Adding halogen atoms to unactivated single-bonded carbon atoms in freestanding organic compounds remains a challenge for synthetic chemists. The discovery of the first enzyme capable of this feat may make it easier to carry out such halogenations in the lab.
Natural products with halogen substituents—like the chlorine-containing antibiotic vancomycin and anticancer agent salinosporamide—are made by many organisms. The halogens have a big impact on these natural products’ biological activity, stability, and other molecular properties.
Halogens have an equally important influence on the properties of many lab-synthesized organic compounds. Iron-dependent halogenases could be useful tools for adding halogens to aliphatic carbon atoms in complex organic substrates to create chiral halogenated products. However, to be catalytically active, halogenases identified up until now required that substrates be tethered to carrier proteins. That’s a major inconvenience in the lab, where a substrate would have to be attached to a protein, reacted with halogenase, and then detached from the protein—a sequence of steps reminiscent of protecting-group chemistry and equally time-consuming.
If chemists could use an iron-dependent halogenase on substrates that don’t have to be attached to proteins, it might open the door to more efficient laboratory enzymatic halogenations. In a bacterial biosynthetic pathway that produces the natural product welwitindolinone, assistant professor of chemistry Xinyu Liu and postdoc Matthew L. Hillwig at the University of Pittsburgh have now identified such an enzyme (Nat. Chem. Biol. 2014, DOI: 10.1038/nchembio.1625).
WelO5, the iron-dependent halogenase they found, chlorinates aliphatic carbons in freestanding substrates not linked to carrier proteins. The orientation of the substrate in the enzyme’s active-site pocket controls which site is chlorinated.
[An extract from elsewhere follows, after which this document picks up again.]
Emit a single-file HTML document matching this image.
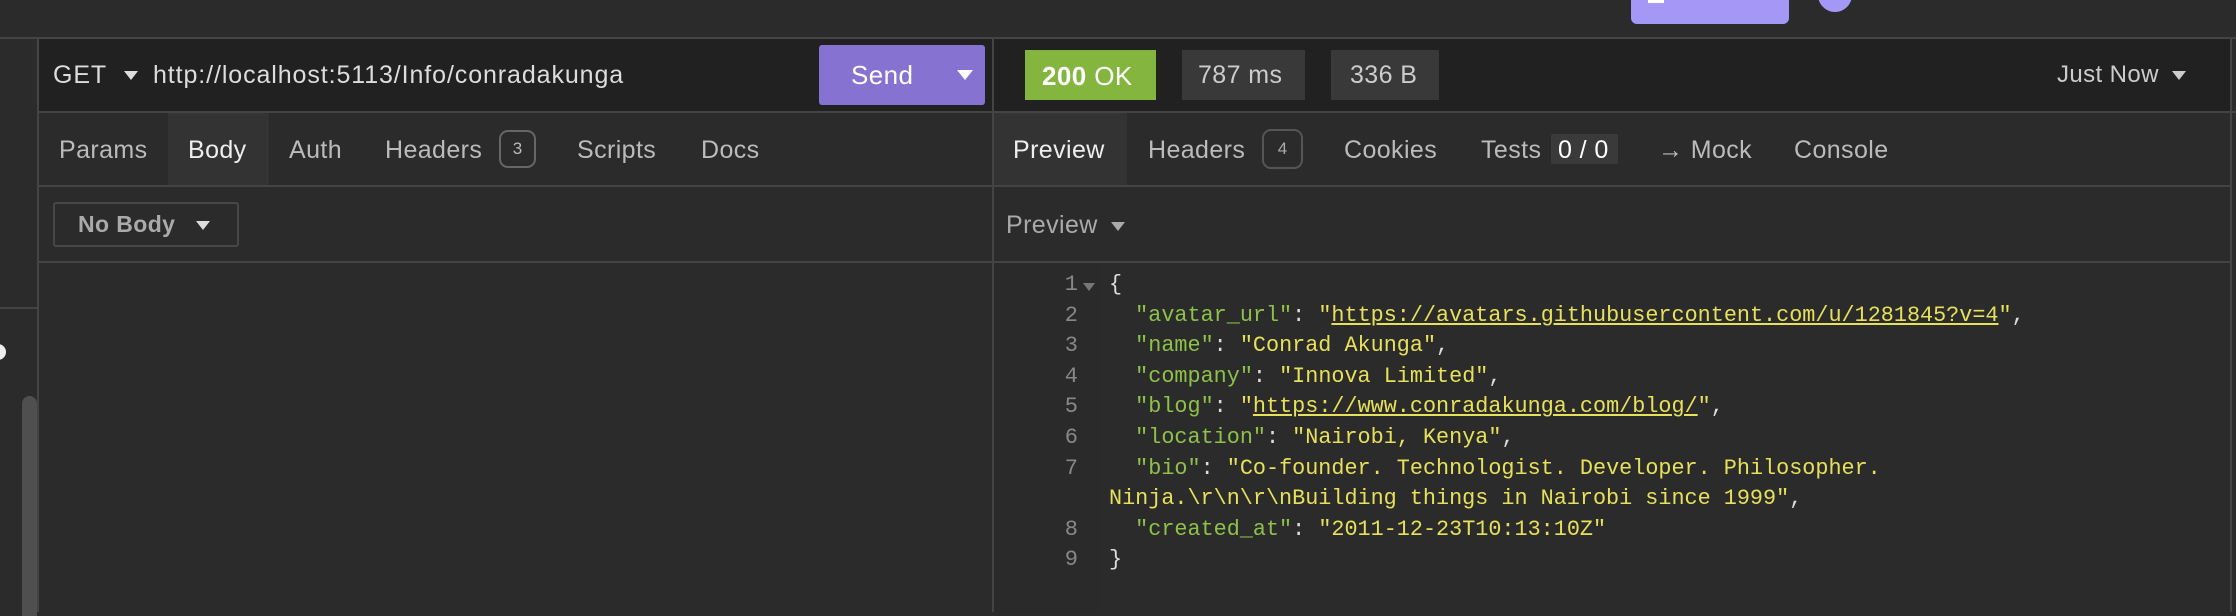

The new study also answered a long-standing question about the enzymatic origin of chlorine substitution in the welwitindolinone biosynthetic pathway and related pathways.
“We expect that this discovery ... will present new opportunities to evolve new catalysts for selective late-stage halogenations on unactivated carbons in complex molecular scaffolds,” the researchers write.
“Escaping the shackles of carrier protein is a big step,” comments iron-based-enzyme expert J. Martin Bollinger of Pennsylvania State University. “If you can evolve the enzyme’s selectivity to add chlorine at different substrate positions, then you can make biocatalysts for chiral chlorinations that would be very demanding to do synthetically.”